Todd Terwilliger

Taken for a Ride

Friday night I met up at midtown with ex-coworker Chris and his girlfriend to go see the Liam Neeson flick, Taken. It was Man on Fire “light”, the diet version of that darker, more extreme film.

Getting to the movie was a bit extreme in its own right. We went to the Regal on 42nd street. Had I known this fully in advance, I could have planned it better if only because I had to go to midtown after work. In fact, I went to midtown, after work, and then back home, as we had decided beforehand (or so I’d thought) to go see the film at a local theater. It was only when I got home and made contact with Chris that I found out the movie location had changed… to midtown. I picked up my jacket and hat which I had just taken off, grabbed my wallet and keys which I had just deposited on the kitchen counter, turned off the lights I had just turned on, and hoofed it back to into the city.

The subways are funny things. They are governed by laws beyond the ken of mortal men. That night, they favored me. Within a few minutes of my arrival at the Clinton-Washington station, the G dutifully appeared. As the G pulled into Hoyt-Schermerhorn, the A also pulled in across the platform. All of this good fortune conspired to get me up to Time Square in a record time, early, so early I was stuck waiting for almost ten minutes in the cold for Chris and company to arrive. Still, better early than late.

I missed the first trailer due to a cash register malfunction at the concession stand (gotta have my popcorn). The rest of the trailers were terrible and I could not figure out what made whoever makes decisions on trailers think that the movies they chose had a common audience with us, the mostly full theater, waiting to see Taken. The trailers were so forgettable that I’ve forgotten them, except for their uniform awfulness.

When Taken finally started, it started off really slowly. The setup was so mechanical I could hear the gears turning beneath the soundtrack. All you need to know is this: Neeson is a badass in retirement. His daughter is kidnapped. Neeson comes out of retirement. Ass is kicked. Take the first two sentences and throw them up as an intertitle. That’s it. Really. I didn’t need a half hour of sappy family drama thrown piled onto my action movie just to tell me that. Do we genuinely not know that Neeson is going to go save his daughter? There’s no suspense in this revelation. Save the ex-wife, new husband, absentee daddy rich man poor man blah blah blah for somebody else. I don’t want it. I don’t need it.
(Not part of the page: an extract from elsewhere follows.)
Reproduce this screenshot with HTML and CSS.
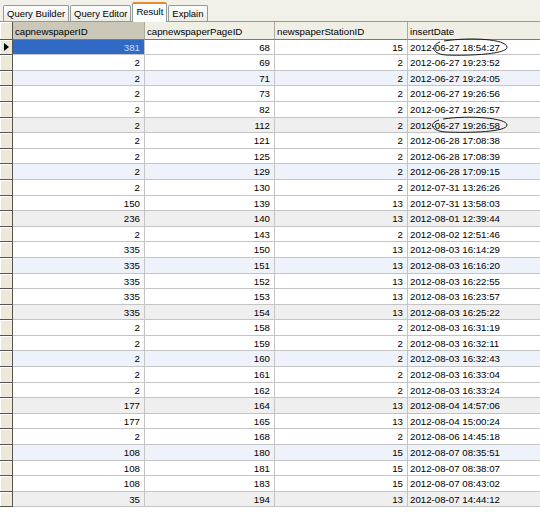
FILE: index.html
```html
<!DOCTYPE html>
<html lang="en">
<head>
    <meta charset="UTF-8">
    <title>Result</title>
    <link rel="stylesheet" href="styles.css">
</head>
<body>
<div class="page">
    <div class="tabs">
        <div class="tab">Query Builder</div>
        <div class="tab">Query Editor</div>
        <div class="tab active">Result</div>
        <div class="tab">Explain</div>
    </div>

    <div class="grid">
        <div class="row head">
            <div class="ind"></div>
            <div class="hcell sorted">capnewspaperID</div>
            <div class="hcell">capnewspaperPageID</div>
            <div class="hcell">newspaperStationID</div>
            <div class="hcell">insertDate</div>
        </div>
        <div class="row"><div class="ind current"></div><div class="cell num selected">381</div><div class="cell num">68</div><div class="cell num">15</div><div class="cell">2012-06-27 18:54:27</div></div>
        <div class="row"><div class="ind"></div><div class="cell num">2</div><div class="cell num">69</div><div class="cell num">2</div><div class="cell">2012-06-27 19:23:52</div></div>
        <div class="row blue"><div class="ind"></div><div class="cell num">2</div><div class="cell num">71</div><div class="cell num">2</div><div class="cell">2012-06-27 19:24:05</div></div>
        <div class="row"><div class="ind"></div><div class="cell num">2</div><div class="cell num">73</div><div class="cell num">2</div><div class="cell">2012-06-27 19:26:56</div></div>
        <div class="row"><div class="ind"></div><div class="cell num">2</div><div class="cell num">82</div><div class="cell num">2</div><div class="cell">2012-06-27 19:26:57</div></div>
        <div class="row gray"><div class="ind"></div><div class="cell num">2</div><div class="cell num">112</div><div class="cell num">2</div><div class="cell">2012-06-27 19:26:58</div></div>
        <div class="row"><div class="ind"></div><div class="cell num">2</div><div class="cell num">121</div><div class="cell num">2</div><div class="cell">2012-06-28 17:08:38</div></div>
        <div class="row"><div class="ind"></div><div class="cell num">2</div><div class="cell num">125</div><div class="cell num">2</div><div class="cell">2012-06-28 17:08:39</div></div>
        <div class="row blue"><div class="ind"></div><div class="cell num">2</div><div class="cell num">129</div><div class="cell num">2</div><div class="cell">2012-06-28 17:09:15</div></div>
        <div class="row"><div class="ind"></div><div class="cell num">2</div><div class="cell num">130</div><div class="cell num">2</div><div class="cell">2012-07-31 13:26:26</div></div>
        <div class="row"><div class="ind"></div><div class="cell num">150</div><div class="cell num">139</div><div class="cell num">13</div><div class="cell">2012-07-31 13:58:03</div></div>
        <div class="row gray"><div class="ind"></div><div class="cell num">236</div><div class="cell num">140</div><div class="cell num">13</div><div class="cell">2012-08-01 12:39:44</div></div>
        <div class="row"><div class="ind"></div><div class="cell num">2</div><div class="cell num">143</div><div class="cell num">2</div><div class="cell">2012-08-02 12:51:46</div></div>
        <div class="row"><div class="ind"></div><div class="cell num">335</div><div class="cell num">150</div><div class="cell num">13</div><div class="cell">2012-08-03 16:14:29</div></div>
        <div class="row blue"><div class="ind"></div><div class="cell num">335</div><div class="cell num">151</div><div class="cell num">13</div><div class="cell">2012-08-03 16:16:20</div></div>
        <div class="row"><div class="ind"></div><div class="cell num">335</div><div class="cell num">152</div><div class="cell num">13</div><div class="cell">2012-08-03 16:22:55</div></div>
        <div class="row"><div class="ind"></div><div class="cell num">335</div><div class="cell num">153</div><div class="cell num">13</div><div class="cell">2012-08-03 16:23:57</div></div>
        <div class="row gray"><div class="ind"></div><div class="cell num">335</div><div class="cell num">154</div><div class="cell num">13</div><div class="cell">2012-08-03 16:25:22</div></div>
        <div class="row"><div class="ind"></div><div class="cell num">2</div><div class="cell num">158</div><div class="cell num">2</div><div class="cell">2012-08-03 16:31:19</div></div>
        <div class="row"><div class="ind"></div><div class="cell num">2</div><div class="cell num">159</div><div class="cell num">2</div><div class="cell">2012-08-03 16:32:11</div></div>
        <div class="row blue"><div class="ind"></div><div class="cell num">2</div><div class="cell num">160</div><div class="cell num">2</div><div class="cell">2012-08-03 16:32:43</div></div>
        <div class="row"><div class="ind"></div><div class="cell num">2</div><div class="cell num">161</div><div class="cell num">2</div><div class="cell">2012-08-03 16:33:04</div></div>
        <div class="row"><div class="ind"></div><div class="cell num">2</div><div class="cell num">162</div><div class="cell num">2</div><div class="cell">2012-08-03 16:33:24</div></div>
        <div class="row gray"><div class="ind"></div><div class="cell num">177</div><div class="cell num">164</div><div class="cell num">13</div><div class="cell">2012-08-04 14:57:06</div></div>
        <div class="row"><div class="ind"></div><div class="cell num">177</div><div class="cell num">165</div><div class="cell num">13</div><div class="cell">2012-08-04 15:00:24</div></div>
        <div class="row"><div class="ind"></div><div class="cell num">2</div><div class="cell num">168</div><div class="cell num">2</div><div class="cell">2012-08-06 14:45:18</div></div>
        <div class="row blue"><div class="ind"></div><div class="cell num">108</div><div class="cell num">180</div><div class="cell num">15</div><div class="cell">2012-08-07 08:35:51</div></div>
        <div class="row"><div class="ind"></div><div class="cell num">108</div><div class="cell num">181</div><div class="cell num">15</div><div class="cell">2012-08-07 08:38:07</div></div>
        <div class="row"><div class="ind"></div><div class="cell num">108</div><div class="cell num">183</div><div class="cell num">15</div><div class="cell">2012-08-07 08:43:02</div></div>
        <div class="row gray"><div class="ind"></div><div class="cell num">35</div><div class="cell num">194</div><div class="cell num">13</div><div class="cell">2012-08-07 14:44:12</div></div>
    </div>

    <!-- hand-drawn marks over the insertDate column -->
    <svg class="marks" width="540" height="512" viewBox="0 0 540 512">
        <path d="M444 41 C470 37 506 39 507 47 C508 54 470 56 446 55 C432 54 430 46 440 42" fill="none" stroke="#1a1a1a" stroke-width="1"/>
        <path d="M443 119 C470 115 507 118 507 125 C507 132 470 133 446 132 C430 131 429 123 439 120" fill="none" stroke="#1a1a1a" stroke-width="1"/>
    </svg>
</div>
</body>
</html>
```

FILE: styles.css
```css
body {
    margin: 0;
    background: #fff;
    font-family: "Liberation Sans", Arial, sans-serif;
    color: #000;
}

.page {
    position: relative;
    width: 540px;
    height: 512px;
    overflow: hidden;
}

.tabs {
    display: flex;
    align-items: flex-end;
    height: 22px;
    padding-left: 3px;
    box-sizing: border-box;
    background: #f1f0e9;
    border-bottom: 1px solid #919b9c;
}

.tab {
    height: 16px;
    margin-right: 1px;
    padding: 0 3px;
    border: 1px solid #919b9c;
    border-bottom: none;
    border-radius: 2px 2px 0 0;
    background: linear-gradient(#fefefe, #ecebe4);
    font-size: 9.5px;
    line-height: 16px;
    box-sizing: border-box;
}

.tab.active {
    height: 20px;
    margin-bottom: -1px;
    padding-top: 0;
    border-top: 2px solid #e68b2c;
    background: #fcfcfe;
    line-height: 15px;
}

.grid {
    font-size: 9.7px;
}

.row {
    display: grid;
    grid-template-columns: 13px 132px 130px 133px 150px;
    height: 15.6px;
}

.row.head {
    height: 17.6px;
}

.ind {
    background: #ece9d8;
    border-right: 1px solid #555;
    border-bottom: 1px solid #555;
    box-shadow: inset 1px 1px 0 #fff;
    box-sizing: border-box;
    position: relative;
}

.ind.current::after {
    content: "";
    position: absolute;
    left: 4px;
    top: 3px;
    border-left: 5px solid #000;
    border-top: 4.5px solid transparent;
    border-bottom: 4.5px solid transparent;
}

.hcell {
    padding: 0 2px;
    background: #f0efe6;
    border-right: 1px solid #aca899;
    border-bottom: 1px solid #7a7a72;
    line-height: 20px;
    white-space: nowrap;
    overflow: hidden;
    box-sizing: border-box;
}

.hcell.sorted {
    background: #cbc8ba;
}

.cell {
    padding: 0 2px;
    background: #fff;
    border-right: 1px solid #c4c4c4;
    border-bottom: 1px solid #c4c4c4;
    line-height: 15px;
    white-space: nowrap;
    overflow: hidden;
    box-sizing: border-box;
}

.cell.num {
    text-align: right;
    padding-right: 4px;
}

.row.blue .cell {
    background: #eef3fb;
}

.row.gray .cell {
    background: #efefef;
}

.cell.selected {
    background: #316ac5;
    color: #c8dcfa;
}

.marks {
    position: absolute;
    left: 0;
    top: 0;
    pointer-events: none;
}
```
With that junk out of the way, the film gets to what it’s really about: Liam Neeson racing around Paris beating the crap out of everybody, mostly Albanians, but with a few assorted Frenchmen thrown in for good measure.

I like the direction modern fight choreography has gone. Starting with the Bourne movies, through the new James Bond stuff, new Batmans, etc., is a style built out of real world techniques that produces a whirlwind of brutal, physical, intense melee. Neeson works it as well as anyone. Watching him repeatedly hammer one unfortunate in the kidneys in the back of a taxicab is a singular, if a bit perverted, pleasure.
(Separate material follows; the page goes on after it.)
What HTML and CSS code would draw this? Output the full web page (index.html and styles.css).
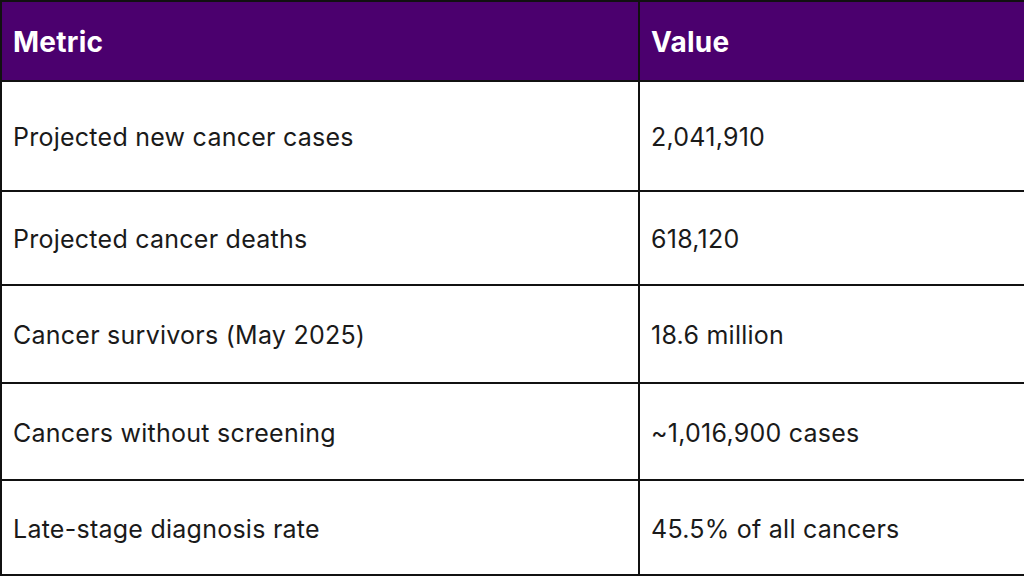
FILE: index.html
```html
<!DOCTYPE html>
<html lang="en">
<head>
<meta charset="utf-8">
<title>Cancer statistics</title>
<link rel="stylesheet" href="styles.css">
</head>
<body>
<table class="stats">
  <colgroup><col class="c1"><col class="c2"></colgroup>
  <thead>
    <tr class="head"><th>Metric</th><th>Value</th></tr>
  </thead>
  <tbody>
    <tr class="r1"><td>Projected new cancer cases</td><td>2,041,910</td></tr>
    <tr class="r2"><td>Projected cancer deaths</td><td>618,120</td></tr>
    <tr class="r3"><td>Cancer survivors (May 2025)</td><td>18.6 million</td></tr>
    <tr class="r4"><td>Cancers without screening</td><td>~1,016,900 cases</td></tr>
    <tr class="r5"><td>Late-stage diagnosis rate</td><td>45.5% of all cancers</td></tr>
  </tbody>
</table>
</body>
</html>
```
FILE: styles.css
```css
html, body {
  margin: 0;
  padding: 0;
  background: #ffffff;
}
body {
  width: 1024px;
  height: 576px;
  overflow: hidden;
  font-family: Inter, "Noto Sans", sans-serif;
}
.stats {
  width: 1024px;
  border-collapse: collapse;
  table-layout: fixed;
}
.c1 { width: 638px; }
.c2 { width: 386px; }
.stats th,
.stats td {
  border: 2px solid #111111;
  padding: 2px 11px 0;
  text-align: left;
  vertical-align: middle;
  letter-spacing: 0.25px;
}
.stats th {
  background: #4b006e;
  color: #ffffff;
  font-size: 28px;
  font-weight: 700;
}
.stats td {
  color: #1a1a1a;
  font-size: 25px;
  font-weight: 400;
}
.head { height: 80px; }
.r1 { height: 110px; }
.r2 { height: 94px; }
.r3 { height: 98px; }
.r4 { height: 97px; }
.r5 { height: 95px; }
```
And that’s just the beginning. Once the film picks up pace it really drives forward. Sure, Neeson sometimes appears with something or other than will get you thinking, “when did he get that? how did he do that?” but better they gloss over some plot holes than slow things down to explain everything. Do you really want to know? Do you really care? No, you don’t.

That was the film – some good violence wrapped inside a marzipan shell of sappiness. As I said, it’s a sort of diet Man on Fire. A good time was had by all, except all the Albanians and a sprinkling of no-good Frenchmen.

After the film, we made use of Chris’s girlfriend’s access to a black car to get back to Brooklyn. We got off in Boerum Hill and went to Joya. Chris raves about the place endlessly and now I can see why: great atmosphere, great food, great prices. I tried the mussaman curry with beef which I usually get at Thai 101. The flavor was a touch different but just as tasty. Given that both spots have just about the same prices, Joya wins on the atmosphere. Of course, Thai 101 is in my wheelhouse while Joya is a trek away.

That was my Friday: two trips to midtown and an action flick powered by popcorn and curry. What more could I ask for?